Exactly the lines from the one with "Clone this screenshot" through the one with "const [hovered, setHovered]" should be returned, both ends included and nothing else. Omit any pictures.
★ ★ ★ ★
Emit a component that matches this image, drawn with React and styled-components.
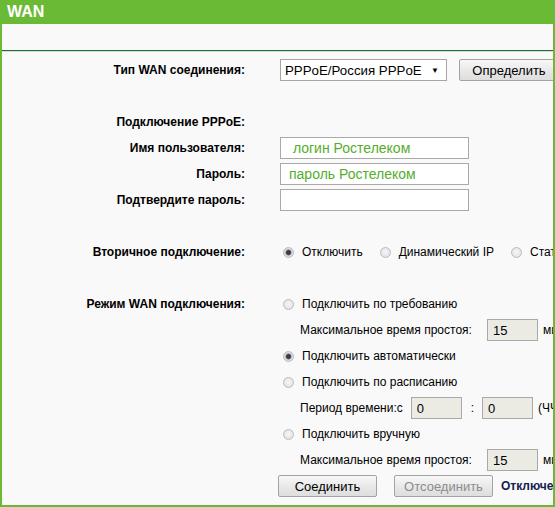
import React from "react";
import styled, { createGlobalStyle } from "styled-components";

const Global = createGlobalStyle`
  html, body { margin: 0; padding: 0; background: #fff; }
  body { font-family: "Liberation Sans", Arial, sans-serif; color: #000; }
  * { box-sizing: border-box; }
`;

const Frame = styled.div`
  width: 555px;
  height: 507px;
  border: 2px solid #6bba35;
  border-top: 0;
  background: #f9f9f9;
  overflow: hidden;
`;

const Header = styled.div`
  height: 24px;
  line-height: 24px;
  margin: 0 -2px;
  padding-left: 7px;
  background: #6bba35;
  color: #fff;
  font-weight: bold;
  font-size: 16px;
`;

const SubBar = styled.div`
  height: 27px;
  border-bottom: 1px solid #1d6b3a;
  box-shadow: 0 1px 0 #d3ddd5;
`;

const Form = styled.div`
  padding-top: 6px;
`;

const Row = styled.div`
  display: grid;
  grid-template-columns: 243px minmax(0, 1fr);
  column-gap: 35px;
  height: 26px;
  align-items: center;
`;

const Label = styled.div`
  text-align: right;
  font-weight: bold;
  font-size: 12px;
  white-space: nowrap;
`;

const Value = styled.div`
  display: flex;
  align-items: center;
  white-space: nowrap;
  font-size: 12px;
  margin-left: ${(p) => (p.$shift ? `${p.$shift}px` : "0")};
  & > * { flex-shrink: 0; }
`;

const SelectBox = styled.div`
  width: 167px;
  height: 22px;
  border: 1px solid #a5a5a5;
  background: #fff;
  display: flex;
  align-items: center;
  justify-content: space-between;
  padding: 0 7px 0 4px;
  font-size: 13.3px;
`;

const Arrow = styled.span`
  font-size: 8px;
`;

const Button = styled.button`
  width: ${(p) => p.$w || 99}px;
  height: 22px;
  margin-left: ${(p) => p.$ml || 0}px;
  border: 1px solid #a3a3a3;
  border-radius: 2px;
  background: linear-gradient(#f8f8f8, #e6e6e6 60%, #dedede);
  font-family: "Liberation Sans", Arial, sans-serif;
  font-size: 13px;
  color: ${(p) => (p.disabled ? "#8c8c8c" : "#000")};
  padding: 0;
`;

const TextInput = styled.input`
  width: 189px;
  height: 22px;
  border: 1px solid #a9a9a9;
  background: #fff;
  padding: 0 0 0 8px;
  font-family: "Liberation Sans", Arial, sans-serif;
  font-size: 14px;
  color: #55ad2c;
  outline: none;
`;

const SmallInput = styled.input`
  width: 51px;
  height: 22px;
  border: 1px solid #a9a9a9;
  background: #ebebe4;
  padding: 0 0 0 5px;
  font-family: "Liberation Sans", Arial, sans-serif;
  font-size: 13px;
  color: #000;
  margin-left: ${(p) => p.$ml || 0}px;
  margin-right: ${(p) => p.$mr || 0}px;
`;

const Radio = styled.input.attrs({ type: "radio", readOnly: true })`
  appearance: none;
  -webkit-appearance: none;
  width: 11px;
  height: 11px;
  margin: 0 8px 0 3px;
  border-radius: 50%;
  border: 1px solid #bcbcbc;
  background: radial-gradient(circle at 50% 45%, #f7f7f7, #dcdcdc);
  &:checked {
    background: radial-gradient(circle, #3e3b4c 0 2px, #7c7b84 2.6px, #dedede 3.4px, #d4d4d4);
  }
`;

const Option = styled.label`
  display: flex;
  align-items: center;
  margin-right: 14px;
  font-size: 12px;
`;

const Colon = styled.span`
  margin: 0 8px 0 9px;
`;

const Status = styled.span`
  margin-left: 8px;
  font-weight: bold;
  font-size: 12px;
  color: #13214f;
`;

export default function App() {
  return (
    <>
      <Global />
      <Frame>
        <Header>WAN</Header>
        <SubBar />
        <Form>
          <Row>
            <Label>Тип WAN соединения:</Label>
            <Value>
              <SelectBox>
                <span>PPPoE/Россия PPPoE</span>
                <Arrow>▼</Arrow>
              </SelectBox>
              <Button $ml={12} $w={100}>Определить</Button>
            </Value>
          </Row>
          <Row />
          <Row>
            <Label>Подключение PPPoE:</Label>
          </Row>
          <Row>
            <Label>Имя пользователя:</Label>
            <Value>
              <TextInput readOnly value=" логин Ростелеком" />
            </Value>
          </Row>
          <Row>
            <Label>Пароль:</Label>
            <Value>
              <TextInput readOnly value="пароль Ростелеком" />
            </Value>
          </Row>
          <Row>
            <Label>Подтвердите пароль:</Label>
            <Value>
              <TextInput readOnly value="" />
            </Value>
          </Row>
          <Row />
          <Row>
            <Label>Вторичное подключение:</Label>
            <Value>
              <Option><Radio name="sec" checked />Отключить</Option>
              <Option><Radio name="sec" />Динамический IP</Option>
              <Option><Radio name="sec" />Статический IP</Option>
            </Value>
          </Row>
          <Row />
          <Row>
            <Label>Режим WAN подключения:</Label>
            <Value>
              <Option><Radio name="mode" />Подключить по требованию</Option>
            </Value>
          </Row>
          <Row>
            <Label />
            <Value $shift={20}>
              <span>Максимальное время простоя:</span>
              <SmallInput disabled value="15" readOnly $ml={15} $mr={5} />
              <span>минут</span>
            </Value>
          </Row>
          <Row>
            <Label />
            <Value>
              <Option><Radio name="mode" checked />Подключить автоматически</Option>
            </Value>
          </Row>
          <Row>
            <Label />
            <Value>
              <Option><Radio name="mode" />Подключить по расписанию</Option>
            </Value>
          </Row>
          <Row>
            <Label />
            <Value $shift={20}>
              <span>Период времени:с</span>
              <SmallInput disabled value="0" readOnly $ml={8} />
              <Colon>:</Colon>
              <SmallInput disabled value="0" readOnly $mr={5} />
              <span>(ЧЧ:ММ)</span>
            </Value>
          </Row>
          <Row>
            <Label />
            <Value>
              <Option><Radio name="mode" />Подключить вручную</Option>
            </Value>
          </Row>
          <Row>
            <Label />
            <Value $shift={20}>
              <span>Максимальное время простоя:</span>
              <SmallInput disabled value="15" readOnly $ml={15} $mr={5} />
              <span>минут</span>
            </Value>
          </Row>
          <Row>
            <Label />
            <Value $shift={-2}>
              <Button>Соединить</Button>
              <Button disabled $ml={17}>Отсоединить</Button>
              <Status>Отключено</Status>
            </Value>
          </Row>
        </Form>
      </Frame>
    </>
  );
}
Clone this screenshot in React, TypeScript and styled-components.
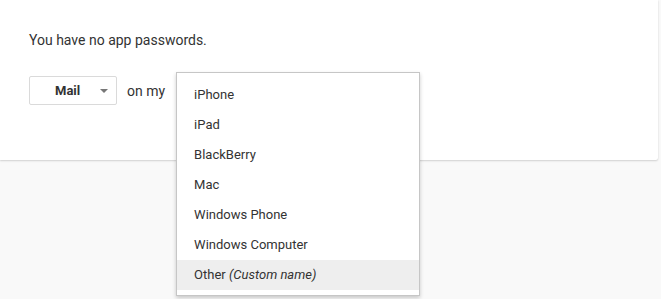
import React, {useState} from 'react'
import styled, {createGlobalStyle} from 'styled-components'

const devices = [
  'iPhone',
  'iPad',
  'BlackBerry',
  'Mac',
  'Windows Phone',
  'Windows Computer',
]

const GlobalStyle = createGlobalStyle`
  html, body {
    margin: 0;
    padding: 0;
    background: #f9f9f9;
    font-family: Roboto, "Liberation Sans", Arial, sans-serif;
    color: #333;
  }
`

export default function App() {
  const [hovered, setHovered] = useState<string>('other')

  return (
    <>
      <GlobalStyle />
      <Page>
        <Card>
          <Message>You have no app passwords.</Message>
          <Row>
            <SelectButton>
              <span>Mail</span>
              <Caret />
            </SelectButton>
            <Label>on my</Label>
            <DeviceSelect>
              <Menu>
                {devices.map((name) => (
                  <MenuItem
                    key={name}
                    active={hovered === name}
                    onMouseEnter={() => setHovered(name)}
                  >
                    {name}
                  </MenuItem>
                ))}
                <MenuItem active={hovered === 'other'} onMouseEnter={() => setHovered('other')}>
                  Other <em>(Custom name)</em>
                </MenuItem>
              </Menu>
            </DeviceSelect>
          </Row>
        </Card>
      </Page>
    </>
  )
}

const Page = styled.div`
  width: 661px;
  height: 299px;
  overflow: hidden;
`

const Card = styled.div`
  width: 658px;
  height: 160px;
  box-sizing: border-box;
  padding: 30px 0 0 29px;
  background: #fff;
  border-radius: 0 0 2px 0;
  box-shadow: 0 1px 2px rgba(0, 0, 0, 0.16), 0 0 1px rgba(0, 0, 0, 0.08);
`

const Message = styled.div`
  font-size: 14px;
  line-height: 20px;
`

const Row = styled.div`
  display: flex;
  align-items: center;
  margin-top: 26px;
`

const SelectButton = styled.div`
  display: flex;
  align-items: center;
  width: 88px;
  height: 29px;
  box-sizing: border-box;
  padding: 0 8px 0 25px;
  border: 1px solid #dadada;
  border-radius: 2px;
  font-size: 13px;
  font-weight: 700;
  color: #333;

  span {
    flex: 1;
  }
`

const Caret = styled.i`
  width: 0;
  height: 0;
  border-left: 4px solid transparent;
  border-right: 4px solid transparent;
  border-top: 4px solid #777;
`

const Label = styled.span`
  margin-left: 10px;
  font-size: 14px;
`

const DeviceSelect = styled.div`
  position: relative;
  margin-left: 11px;
  width: 244px;
  height: 29px;
`

const Menu = styled.ul`
  position: absolute;
  top: -4px;
  left: 0;
  width: 244px;
  box-sizing: border-box;
  margin: 0;
  padding: 7px 0 5px;
  list-style: none;
  background: #fff;
  border: 1px solid #c6c6c6;
  box-shadow: 0 2px 4px rgba(0, 0, 0, 0.2);
  z-index: 1;
`

const MenuItem = styled.li<{active: boolean}>`
  height: 30px;
  line-height: 30px;
  padding: 0 17px;
  font-size: 13px;
  color: #333;
  background: ${({active}) => (active ? '#eeeeee' : 'transparent')};
  cursor: pointer;

  em {
    font-style: italic;
  }
`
★ ★ ★ ★
### THE RESULT
Clone this screenshot in React, TypeScript and styled-components.
import React, {useState} from 'react'
import styled, {createGlobalStyle} from 'styled-components'

const devices = [
  'iPhone',
  'iPad',
  'BlackBerry',
  'Mac',
  'Windows Phone',
  'Windows Computer',
]

const GlobalStyle = createGlobalStyle`
  html, body {
    margin: 0;
    padding: 0;
    background: #f9f9f9;
    font-family: Roboto, "Liberation Sans", Arial, sans-serif;
    color: #333;
  }
`

export default function App() {
  const [hovered, setHovered] = useState<string>('other')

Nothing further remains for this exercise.